00:23 Chris and Shayna begin the show with some much-needed interpretation of what “progressive” Christianity might mean. It is certainly not to be confused with “progressive” politics.

01:41 Shayna offers context on why a show that looks at current events and culture from a theological and philosophical perspective, would interview a women’s basketball coach. What is the intersection?

03:09 The second part of the interview with Courtney begins.

03:28 To compete requires courage. Conversation ensues.

05:33 Would you say that winning and losing is about result, and competing is about process?

08:00 In our culture, it’s a temptation to think of losing as failure. Is losing failure? If not, what constitutes failure?

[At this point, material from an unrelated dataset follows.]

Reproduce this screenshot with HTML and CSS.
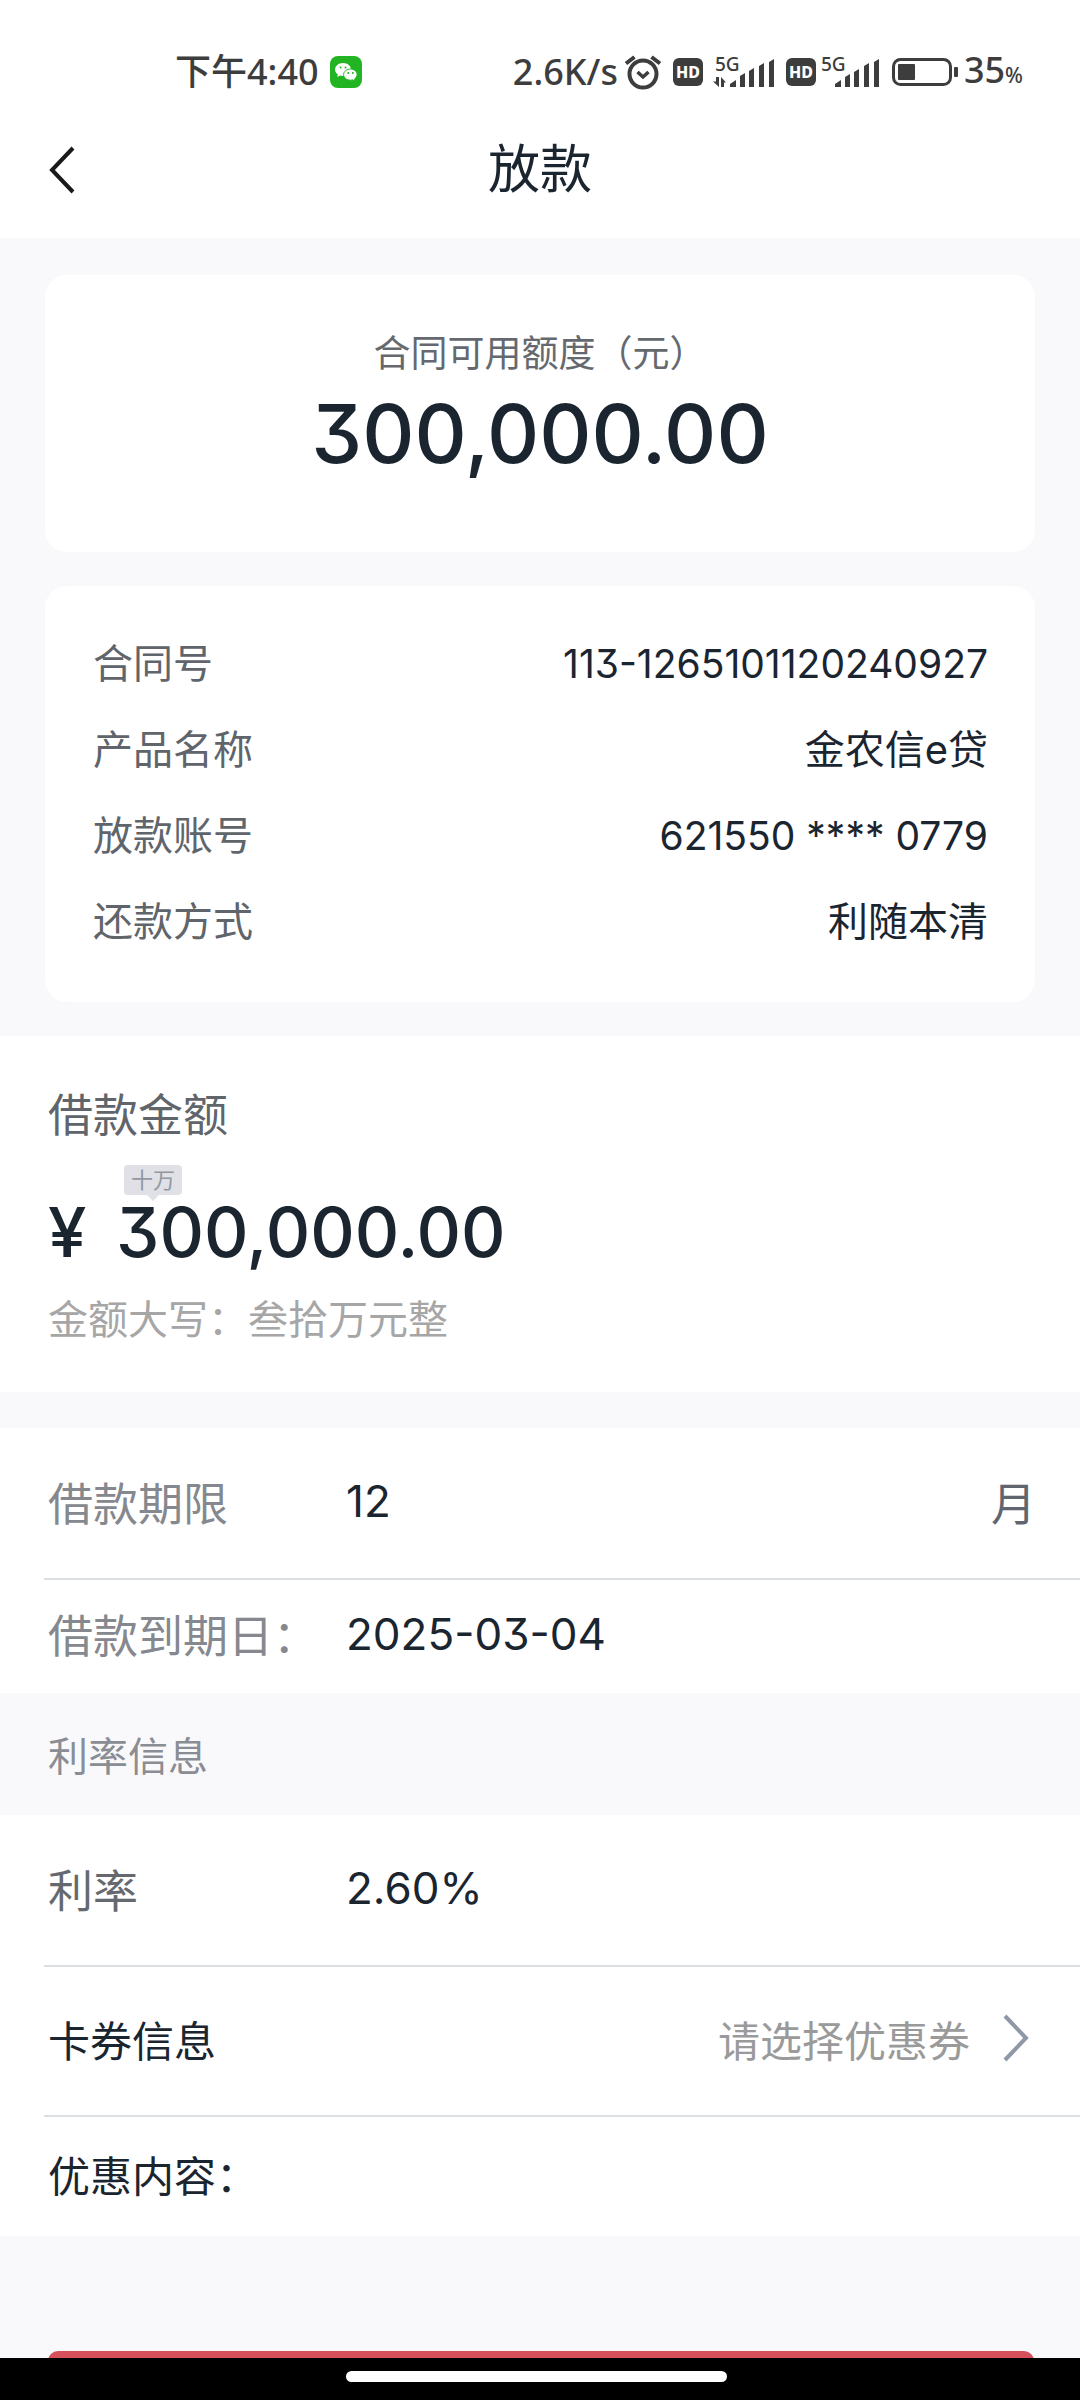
FILE: index.html
```html
<!DOCTYPE html>
<html lang="zh-CN">
<head>
    <meta charset="UTF-8">
    <meta name="viewport" content="width=device-width, initial-scale=1.0">
    <title>放款</title>
    <link rel="stylesheet" href="styles.css">
</head>
<body>
    <div class="status-bar">
        <div class="status-left">
            <span>下午4:40</span>
            <svg class="wechat" width="32" height="32" viewBox="0 0 32 32">
                <rect width="32" height="32" rx="8" fill="#22b422"/>
                <path d="M13 7C8.600 7 5 9.900 5 13.600c0 2 1.100 3.800 2.900 5l-.7 2.400 2.800-1.400c1 .3 2 .4 3 .4 4.400 0 8-2.900 8-6.500S17.400 7 13 7z" fill="#fff"/>
                <path d="M20.500 13c-3.800 0-6.900 2.500-6.900 5.600s3.100 5.600 6.900 5.600c.8 0 1.600-.1 2.300-.3l2.300 1.200-.6-2c1.600-1.100 2.600-2.700 2.600-4.500 0-3.100-3-5.600-6.600-5.600z" fill="#fff" stroke="#22b422"/>
                <g fill="#22b422"><circle cx="10.500" cy="11.500" r="1"/><circle cx="15.500" cy="11.500" r="1"/><circle cx="18.300" cy="17" r="1"/><circle cx="22.800" cy="17" r="1"/></g>
            </svg>
        </div>
        <div class="status-right">
            <span>2.6K/s</span>
            <svg class="alarm" width="38" height="36" viewBox="0 0 38 36" fill="none" stroke="#3d3d3d" stroke-width="4">
                <circle cx="19" cy="20" r="13.500"/>
                <path d="M13.500 18l5.500 5 5.500-5" stroke-width="3.500"/>
                <path d="M2 9.500L10.500 3M36 9.500L27.500 3"/>
            </svg>
            <span class="hd">HD</span>
            <svg class="signal" width="62" height="50" viewBox="0 -8 62 50">
                <text x="2" y="16" class="net">5G</text>
                <path d="M3 22h3v10L0 26.500h3zM8 32V22l5 5.500h-2V32zM17 32v-3l6-4v7zM27 32V21l5-3v14zM36 32V16l5-3v19zM46 32V11l5-3v24zM56 32V7l5-3v28z" fill="#3d3d3d"/>
            </svg>
            <span class="hd">HD</span>
            <svg class="signal second" width="60" height="50" viewBox="0 -8 60 50">
                <text x="1" y="16" class="net">5G</text>
                <path d="M15 32v-3l6-4v7zM25 32V22l5-3v13zM34 32V17l5-3v18zM44 32V11l5-3v24zM54 32V7l5-3v28z" fill="#3d3d3d"/>
            </svg>
            <svg class="battery" width="66" height="30" viewBox="0 0 66 30">
                <rect x="1.500" y="2.500" width="57" height="25" rx="7" fill="none" stroke="#3d3d3d" stroke-width="3"/>
                <rect x="6" y="7" width="17" height="16" rx="1" fill="#3d3d3d"/>
                <rect x="62" y="10" width="4" height="10" rx="1" fill="#3d3d3d"/>
            </svg>
            <span class="percent">35<small>%</small></span>
        </div>
    </div>

    <header class="header">
        <button class="back" type="button" aria-label="返回">
            <svg width="28" height="48" viewBox="0 0 28 48" fill="none" stroke="#1a1a1a" stroke-width="4">
                <path d="M25 2L4 24l21 22"/>
            </svg>
        </button>
        <h1>放款</h1>
    </header>

    <main class="content">
        <section class="card quota">
            <p>合同可用额度（元）</p>
            <strong>300,000.00</strong>
        </section>

        <dl class="card info">
            <div><dt>合同号</dt><dd>113-1265101120240927</dd></div>
            <div><dt>产品名称</dt><dd class="zh">金农信e贷</dd></div>
            <div><dt>放款账号</dt><dd>621550 **** 0779</dd></div>
            <div><dt>还款方式</dt><dd class="zh">利随本清</dd></div>
        </dl>

        <section class="panel amount">
            <label for="amount">借款金额</label>
            <div class="amount-row">
                <span class="yen">¥</span>
                <div class="amount-field">
                    <span class="unit-tip">十万</span>
                    <input id="amount" type="text" value="300,000.00">
                </div>
            </div>
            <p>金额大写：叁拾万元整</p>
        </section>

        <section class="panel term">
            <div class="row">
                <label for="term">借款期限</label>
                <input id="term" type="text" value="12">
                <span class="suffix">月</span>
            </div>
            <div class="row short">
                <span class="name">借款到期日：</span>
                <span class="value">2025-03-04</span>
            </div>
        </section>

        <h2>利率信息</h2>

        <section class="panel">
            <div class="row">
                <span class="name dim">利率</span>
                <span class="value">2.60%</span>
            </div>
            <button class="row coupon" type="button">
                <span>卡券信息</span>
                <span class="hint">请选择优惠券</span>
                <svg width="28" height="48" viewBox="0 0 28 48" fill="none" stroke="#8e98a6" stroke-width="4">
                    <path d="M3 2l21 22L3 46"/>
                </svg>
            </button>
            <div class="row short benefit">优惠内容：</div>
        </section>

        <button class="submit" type="button" aria-label="下一步"></button>
    </main>

    <div class="nav-bar"><span></span></div>
</body>
</html>
```
FILE: styles.css
```css
* {
    box-sizing: border-box;
}

body {
    margin: 0;
    height: 100vh;
    display: flex;
    flex-direction: column;
    font-family: Inter, "Noto Sans CJK SC", sans-serif;
    font-size: 40px;
    font-feature-settings: "cv09";
    color: #1a2530;
    background-color: #f9f9fb;
}

h1, h2, p, dl, dd {
    margin: 0;
    font-weight: 400;
}

button, input {
    font: inherit;
    font-feature-settings: inherit;
    color: inherit;
    border: none;
    background: none;
    padding: 0;
}

svg {
    display: block;
    flex: none;
}

/* status bar */
.status-bar {
    display: flex;
    justify-content: space-between;
    height: 104px;
    padding: 40px 57px 0 175px;
    background-color: #fff;
    color: #3d3d3d;
    font-family: "Noto Sans", "Noto Sans CJK SC", sans-serif;
    font-size: 36px;
    font-weight: 500;
    line-height: 64px;
}

.status-left, .status-right {
    display: flex;
    align-items: center;
}

.status-left {
    gap: 11px;
}

.alarm {
    margin-left: 6px;
}

.hd {
    width: 30px;
    height: 28px;
    margin-left: 11px;
    border-radius: 6px;
    background-color: #3d3d3d;
    color: #fff;
    font-size: 16px;
    font-weight: 800;
    line-height: 28px;
    text-align: center;
}

.signal {
    margin-left: 10px;
}

.signal.second {
    margin-left: 4px;
}

.net {
    font-size: 19px;
    fill: #3d3d3d;
}

.battery {
    margin-left: 12px;
}

.percent {
    margin-left: 6px;
}

.percent small {
    font-size: 21px;
}

/* title bar */
.header {
    display: grid;
    grid-template-columns: 80px 1fr 80px;
    align-items: center;
    height: 134px;
    padding: 0 48px 2px;
    background-color: #fff;
}

.header h1 {
    font-size: 52px;
    line-height: 72px;
    text-align: center;
}

.content {
    flex: 1;
    min-height: 0;
    overflow: hidden;
    display: flex;
    flex-direction: column;
}

.content > * {
    flex: none;
}

.card {
    margin: 0 45px;
    border-radius: 22px;
    background-color: #fff;
}

.quota {
    margin-top: 37px;
    padding: 54px 0 62px;
    text-align: center;
}

.quota p {
    color: #65696f;
    font-size: 37px;
    line-height: 50px;
}

.quota strong {
    display: block;
    font-size: 81px;
    font-weight: 500;
    line-height: 111px;
}

.info {
    margin-top: 34px;
    padding: 35px 47px 37px 48px;
}

.info div {
    display: flex;
    justify-content: space-between;
    line-height: 86px;
}

.info dt {
    color: #60656b;
}

.info dd {
    font-size: 39px;
}

.info .zh {
    font-size: 40px;
}

.panel {
    background-color: #fff;
}

/* loan amount */
.amount {
    margin-top: 34px;
    padding: 48px 48px 42px;
    color: #60656b;
}

.amount label {
    display: block;
    font-size: 45px;
    line-height: 64px;
}

.amount-row {
    display: flex;
    align-items: center;
    gap: 28px;
    margin-top: 42px;
    color: #1a2530;
    font-weight: 500;
    line-height: 84px;
}

.yen {
    width: 40px;
    font-size: 69px;
}

.amount-field {
    position: relative;
    flex: 1;
}

.amount-field input {
    display: block;
    width: 100%;
    height: 84px;
    font-size: 69px;
}

.unit-tip {
    position: absolute;
    top: -25px;
    left: 8px;
    padding: 0 7px;
    border-radius: 4px;
    background-color: #dfe1e7;
    color: #9297a0;
    font-size: 22px;
    font-weight: 400;
    line-height: 30px;
}

.unit-tip::after {
    content: "";
    position: absolute;
    top: 30px;
    left: 50%;
    margin-left: -6px;
    border: 6px solid transparent;
    border-top-color: #dfe1e7;
    border-bottom: none;
}

.amount p {
    margin-top: 16px;
    color: #a6a6a6;
    line-height: 60px;
}

/* form rows */
.term {
    margin-top: 36px;
}

.row {
    display: flex;
    align-items: center;
    width: 100%;
    height: 150px;
    padding: 0 44px 4px 48px;
    font-size: 45px;
    text-align: left;
}

.row + .row {
    position: relative;
}

.row + .row::before {
    content: "";
    position: absolute;
    top: 0;
    left: 44px;
    right: 0;
    border-top: 2px solid #dcdfe1;
}

.row.short {
    height: 115px;
}

.row label, .name {
    width: 298px;
    color: #85888e;
}

.row input {
    flex: 1;
    min-width: 0;
}

.row input, .value {
    font-size: 44px;
}

.suffix {
    color: #5f666f;
}

.row .dim {
    color: #65696f;
}

h2 {
    padding: 6px 0 0 48px;
    color: #8a8d93;
    font-size: 40px;
    line-height: 116px;
}

.row.coupon {
    gap: 32px;
    padding-right: 50px;
    font-size: 42px;
}

.hint {
    margin-left: auto;
    color: #9a9a9a;
}

.row.benefit {
    height: 121px;
    font-size: 42px;
}

.submit {
    height: 132px;
    margin: 115px 46px 0 48px;
    border-radius: 10px;
    background-color: #d6505c;
}

/* system navigation bar */
.nav-bar {
    display: flex;
    justify-content: center;
    height: 42px;
    padding: 13px 8px 0 0;
    background-color: #000;
}

.nav-bar span {
    width: 381px;
    height: 11px;
    border-radius: 6px;
    background-color: #fff;
}
```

08:56 How do you balance a focus on process with the need to produce results? Courtney shares her thoughts.

11:22 Courtney raises questions having to do with the mental health of young people within the dynamics of social media, curating an online persona, personal authenticity, and competition.

13:56 The fear of failure, examined.

17:35 Competing at social media: accumulating likes and followers. What are the implications of this dynamic? How do we build or instill or educate our children toward inner strength, the “internal real?”

20.34 Chris and Shayna reflect on losing as failure, and the notion that competing requires courage. From a theological perspective, Chris talks about vocation: God’s calling us to share our gifts in the world, and how that requires courage and involves failing.

23:27 Shayna reflects on the issues Courtney raises about social media and young people. What if you’re not “winning” at social media? What if you don’t have a coach who’s talking to you about creating a stable inner landscape? The theological reminder is that, from the Christian perspective, the love of God holds us, and empowers us, to shine the light of our authentic selves.